I’ll put my 50c on the second, although I’ve just looked through some rapid transients in my data and can’t find any examples of the same problem
I’m leaning towards the second as well. I’ve had the same type issue in my own career doing server performance analysis. I may be able to see a value when looking at the raw data samples, but the visualization is skewed due to each line being an average of a couple samples to smooth out the view and reduce visual peaks &valleys.
Device history shows almost always a +750 or +1200 when this one kicks on. I may see if I can get my own current clamp over the wiring and catch what it says is the max witnessed value.
Unless you can connect a current clamp directly to a storage scope, I suspect a typical clamp meter isn’t going to get anywhere near the sampling rate Sense uses.
Let’s tag @RyanAtSense and await his input on this interesting one.
Definitely an interesting issue! I’m leaning towards @dave_n_s explanation 2, but let me talk to some of the engineers today and try to get a better idea for what’s happening.
Regardless of what’s found it would be great if the charts always accurately represent the spike it reports seeing (the +### value), even if only for one tick-width on the chart. If the app feels it is important enough to tell me about the +#### value, then it should also be important enough to accurately display it so I can scroll back and see the total wattage in use when the spike was reported.
So, it sounds like @dave_n_s was pretty spot on with his 2nd hypothesis. Essentially, that spike likely occurred at a smaller interval of time than the individual device viz shows. But go ahead and shoot me a PM with your email or monitor serial and we can find out for certain.
For consistency sake my thoughts above would equally apply to any -#### dip value. It’d be lovely if these highs and lows are more accurately displayed ‘now’ chart as well as able to be found/viewed in the device’s charts. As one may imagine it felt really weird being told my boiler usage up +3000 and then seeing nothing even remotely close in it’s individual device chart. You start to get a “which should I believe more or are they both wrong?” kind of feeling.
Very likely. Did anyone else watch Silicon Valley last night? There was a classic example of this possible scenario when they were bringing their two newly acquired dev teams together.
I’m not sure we want to see the live waveform data down to a single 60Hz cycle, though sub-cycle data is useful to Sense for some identifications. It would be nice to know what kind of filtering / windowing / smoothing are applied to the data Sense displays, both for the power meter graph and the associated markers…
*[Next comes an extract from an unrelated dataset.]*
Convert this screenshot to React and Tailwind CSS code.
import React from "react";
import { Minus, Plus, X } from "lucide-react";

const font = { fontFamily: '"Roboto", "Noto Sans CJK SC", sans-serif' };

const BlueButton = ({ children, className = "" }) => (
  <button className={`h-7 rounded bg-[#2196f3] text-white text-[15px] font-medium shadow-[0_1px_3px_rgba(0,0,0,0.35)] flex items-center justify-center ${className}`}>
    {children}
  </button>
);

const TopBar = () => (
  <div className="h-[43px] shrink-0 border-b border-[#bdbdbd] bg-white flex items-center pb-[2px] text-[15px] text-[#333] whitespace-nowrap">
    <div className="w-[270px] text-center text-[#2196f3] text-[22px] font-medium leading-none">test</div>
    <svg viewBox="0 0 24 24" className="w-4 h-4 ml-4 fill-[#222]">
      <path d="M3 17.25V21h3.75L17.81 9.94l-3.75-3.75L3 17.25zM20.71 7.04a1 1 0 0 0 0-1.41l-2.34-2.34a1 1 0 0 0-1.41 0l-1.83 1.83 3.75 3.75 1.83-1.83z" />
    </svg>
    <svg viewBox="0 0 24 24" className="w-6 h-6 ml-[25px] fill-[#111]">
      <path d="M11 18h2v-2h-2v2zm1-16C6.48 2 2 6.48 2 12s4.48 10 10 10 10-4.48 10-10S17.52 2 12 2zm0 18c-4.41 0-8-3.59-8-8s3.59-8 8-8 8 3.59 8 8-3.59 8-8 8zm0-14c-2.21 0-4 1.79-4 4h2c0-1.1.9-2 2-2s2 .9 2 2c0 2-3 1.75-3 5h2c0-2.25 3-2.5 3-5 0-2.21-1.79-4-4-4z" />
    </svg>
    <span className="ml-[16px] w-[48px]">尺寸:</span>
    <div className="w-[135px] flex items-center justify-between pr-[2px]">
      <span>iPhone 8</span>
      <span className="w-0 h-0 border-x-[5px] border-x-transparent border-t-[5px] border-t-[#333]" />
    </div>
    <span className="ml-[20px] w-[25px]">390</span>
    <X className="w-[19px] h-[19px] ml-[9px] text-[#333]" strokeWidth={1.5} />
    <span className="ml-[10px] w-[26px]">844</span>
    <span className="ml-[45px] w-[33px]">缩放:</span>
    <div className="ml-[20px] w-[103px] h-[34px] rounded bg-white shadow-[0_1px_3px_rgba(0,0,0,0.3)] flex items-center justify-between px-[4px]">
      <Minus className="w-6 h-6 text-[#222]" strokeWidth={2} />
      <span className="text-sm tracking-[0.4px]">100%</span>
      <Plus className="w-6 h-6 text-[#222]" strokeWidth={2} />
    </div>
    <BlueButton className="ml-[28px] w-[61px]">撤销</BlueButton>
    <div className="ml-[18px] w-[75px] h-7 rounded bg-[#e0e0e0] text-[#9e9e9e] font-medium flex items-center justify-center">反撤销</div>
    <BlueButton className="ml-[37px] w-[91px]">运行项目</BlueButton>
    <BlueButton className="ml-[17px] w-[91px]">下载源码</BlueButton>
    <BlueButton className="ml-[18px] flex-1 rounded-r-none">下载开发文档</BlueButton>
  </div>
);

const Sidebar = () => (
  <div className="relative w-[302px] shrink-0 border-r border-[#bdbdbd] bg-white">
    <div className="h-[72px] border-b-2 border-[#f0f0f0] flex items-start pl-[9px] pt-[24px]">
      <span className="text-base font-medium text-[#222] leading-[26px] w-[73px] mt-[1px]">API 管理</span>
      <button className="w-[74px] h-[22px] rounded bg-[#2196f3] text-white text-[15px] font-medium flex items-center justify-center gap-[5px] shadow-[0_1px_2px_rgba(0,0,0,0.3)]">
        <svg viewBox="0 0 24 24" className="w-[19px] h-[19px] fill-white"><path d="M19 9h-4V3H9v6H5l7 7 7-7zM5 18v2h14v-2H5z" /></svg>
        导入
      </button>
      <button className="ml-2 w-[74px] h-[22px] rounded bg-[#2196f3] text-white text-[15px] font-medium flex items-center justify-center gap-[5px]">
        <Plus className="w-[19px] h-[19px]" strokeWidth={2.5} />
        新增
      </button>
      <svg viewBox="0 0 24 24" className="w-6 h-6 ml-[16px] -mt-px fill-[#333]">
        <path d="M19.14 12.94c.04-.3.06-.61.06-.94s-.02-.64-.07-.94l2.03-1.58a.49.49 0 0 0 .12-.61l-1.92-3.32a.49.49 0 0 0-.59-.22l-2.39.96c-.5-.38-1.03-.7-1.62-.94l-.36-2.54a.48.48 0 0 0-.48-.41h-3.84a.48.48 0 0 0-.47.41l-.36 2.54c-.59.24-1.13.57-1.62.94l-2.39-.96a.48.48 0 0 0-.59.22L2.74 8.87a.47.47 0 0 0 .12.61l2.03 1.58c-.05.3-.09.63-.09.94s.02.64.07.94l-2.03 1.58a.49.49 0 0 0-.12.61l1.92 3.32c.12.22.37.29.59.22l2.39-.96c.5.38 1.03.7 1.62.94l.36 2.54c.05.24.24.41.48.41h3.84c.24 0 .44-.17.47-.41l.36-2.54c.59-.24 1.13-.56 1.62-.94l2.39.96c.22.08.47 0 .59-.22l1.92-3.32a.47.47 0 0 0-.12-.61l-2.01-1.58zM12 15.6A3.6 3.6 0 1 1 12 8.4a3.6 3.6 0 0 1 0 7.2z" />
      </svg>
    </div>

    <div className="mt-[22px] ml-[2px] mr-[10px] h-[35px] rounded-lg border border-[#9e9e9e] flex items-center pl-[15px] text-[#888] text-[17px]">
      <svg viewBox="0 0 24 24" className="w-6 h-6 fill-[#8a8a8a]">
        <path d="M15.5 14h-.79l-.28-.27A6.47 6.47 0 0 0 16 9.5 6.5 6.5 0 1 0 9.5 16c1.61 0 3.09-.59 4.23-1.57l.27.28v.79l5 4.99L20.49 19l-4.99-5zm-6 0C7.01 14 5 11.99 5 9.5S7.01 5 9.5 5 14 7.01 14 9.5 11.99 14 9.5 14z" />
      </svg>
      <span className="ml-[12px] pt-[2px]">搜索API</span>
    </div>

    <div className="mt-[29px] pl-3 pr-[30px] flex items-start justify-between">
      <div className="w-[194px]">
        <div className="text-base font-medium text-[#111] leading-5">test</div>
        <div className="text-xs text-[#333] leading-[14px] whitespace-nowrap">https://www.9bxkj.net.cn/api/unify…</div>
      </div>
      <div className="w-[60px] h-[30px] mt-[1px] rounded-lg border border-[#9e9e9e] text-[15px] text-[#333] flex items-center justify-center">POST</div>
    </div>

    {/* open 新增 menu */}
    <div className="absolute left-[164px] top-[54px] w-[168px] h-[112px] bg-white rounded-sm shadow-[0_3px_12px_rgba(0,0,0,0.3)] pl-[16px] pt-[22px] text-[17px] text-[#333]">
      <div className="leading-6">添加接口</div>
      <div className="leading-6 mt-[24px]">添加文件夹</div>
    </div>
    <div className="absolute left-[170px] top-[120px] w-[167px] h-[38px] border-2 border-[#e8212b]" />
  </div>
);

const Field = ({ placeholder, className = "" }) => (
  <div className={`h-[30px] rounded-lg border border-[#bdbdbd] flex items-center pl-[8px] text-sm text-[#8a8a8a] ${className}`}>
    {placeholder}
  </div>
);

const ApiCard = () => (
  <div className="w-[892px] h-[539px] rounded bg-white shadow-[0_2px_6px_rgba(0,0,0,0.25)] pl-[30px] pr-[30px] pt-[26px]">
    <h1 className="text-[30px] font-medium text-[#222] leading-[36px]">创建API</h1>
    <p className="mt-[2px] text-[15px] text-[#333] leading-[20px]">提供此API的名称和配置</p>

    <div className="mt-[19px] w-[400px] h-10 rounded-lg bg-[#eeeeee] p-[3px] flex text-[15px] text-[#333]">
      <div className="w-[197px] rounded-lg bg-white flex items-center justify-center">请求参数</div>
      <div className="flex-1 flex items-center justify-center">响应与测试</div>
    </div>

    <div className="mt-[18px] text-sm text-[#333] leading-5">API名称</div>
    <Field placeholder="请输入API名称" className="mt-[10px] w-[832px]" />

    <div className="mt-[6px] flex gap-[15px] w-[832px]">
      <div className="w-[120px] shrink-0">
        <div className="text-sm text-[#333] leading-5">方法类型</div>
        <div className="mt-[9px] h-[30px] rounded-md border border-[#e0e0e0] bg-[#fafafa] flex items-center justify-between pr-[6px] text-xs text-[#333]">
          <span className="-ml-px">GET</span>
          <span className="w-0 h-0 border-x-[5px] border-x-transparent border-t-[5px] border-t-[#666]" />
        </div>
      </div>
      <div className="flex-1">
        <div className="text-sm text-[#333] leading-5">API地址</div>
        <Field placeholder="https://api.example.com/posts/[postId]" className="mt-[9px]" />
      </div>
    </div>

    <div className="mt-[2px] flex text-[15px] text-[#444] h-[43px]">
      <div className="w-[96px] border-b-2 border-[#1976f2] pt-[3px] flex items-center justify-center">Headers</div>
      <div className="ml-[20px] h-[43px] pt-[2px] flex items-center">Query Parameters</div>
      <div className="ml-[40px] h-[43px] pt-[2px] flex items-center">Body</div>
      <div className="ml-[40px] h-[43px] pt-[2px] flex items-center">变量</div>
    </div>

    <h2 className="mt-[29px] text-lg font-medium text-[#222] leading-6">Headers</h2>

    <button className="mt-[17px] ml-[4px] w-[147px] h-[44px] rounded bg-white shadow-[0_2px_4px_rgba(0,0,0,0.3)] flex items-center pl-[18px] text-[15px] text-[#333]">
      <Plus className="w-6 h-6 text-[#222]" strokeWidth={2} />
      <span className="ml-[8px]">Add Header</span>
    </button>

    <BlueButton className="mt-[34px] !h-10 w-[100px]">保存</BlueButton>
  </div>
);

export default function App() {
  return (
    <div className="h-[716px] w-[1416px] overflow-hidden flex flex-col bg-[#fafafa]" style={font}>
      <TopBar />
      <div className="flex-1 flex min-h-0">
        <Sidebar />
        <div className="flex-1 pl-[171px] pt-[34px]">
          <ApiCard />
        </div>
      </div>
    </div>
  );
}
Just wanted to give a quick update on this… there’s a few people looking into it and it’s a particularly weird issue, so I may not have a solid answer for a couple days. But, I assure you, I will post in here once we’ve got it figured out! I appreciate the patience.
Hah! Thank you for the honesty, Ryan. I have a tendency to stumble across odd-ball scenarios like some incredibly terrible super power I’d rather be rid of. Certainly interested in what the team finds.
I just wanted to give everyone an update on this. Engineering has confirmed that there’s an issue with scaling and it is currently being worked on. It shouldn’t be affecting most people’s day-to-day use of Sense, but if you’re noticing similar issues, don’t hesitate to either let me know or write into support@sense.com.
The device-specific page is correct. Essentially, the power meter is calculating wattages in a different way that is causing issues with how it displays the wattages for some devices, based on the half-second resolution of the Power Meter.
@RyanAtSense, have there been any updates in this area? I’m still seeing things like the “now” chart showing “Boiler +3116w” yet if you go to the boiler page it shows more like +225w. I noticed as I was turning on all of our major appliances to see where we’d end up for current wattage.
I think I saw an answer back in the Ben days that the annotation in the Power Meter was the spike in the on-signature but the data in the Device “Power Meter” was more like the steady state power over a longer half-second interval(as Ryan confirmed). But without more specifics on the spike accumulation intervals, it is definitely hard to reckon with what that number really means.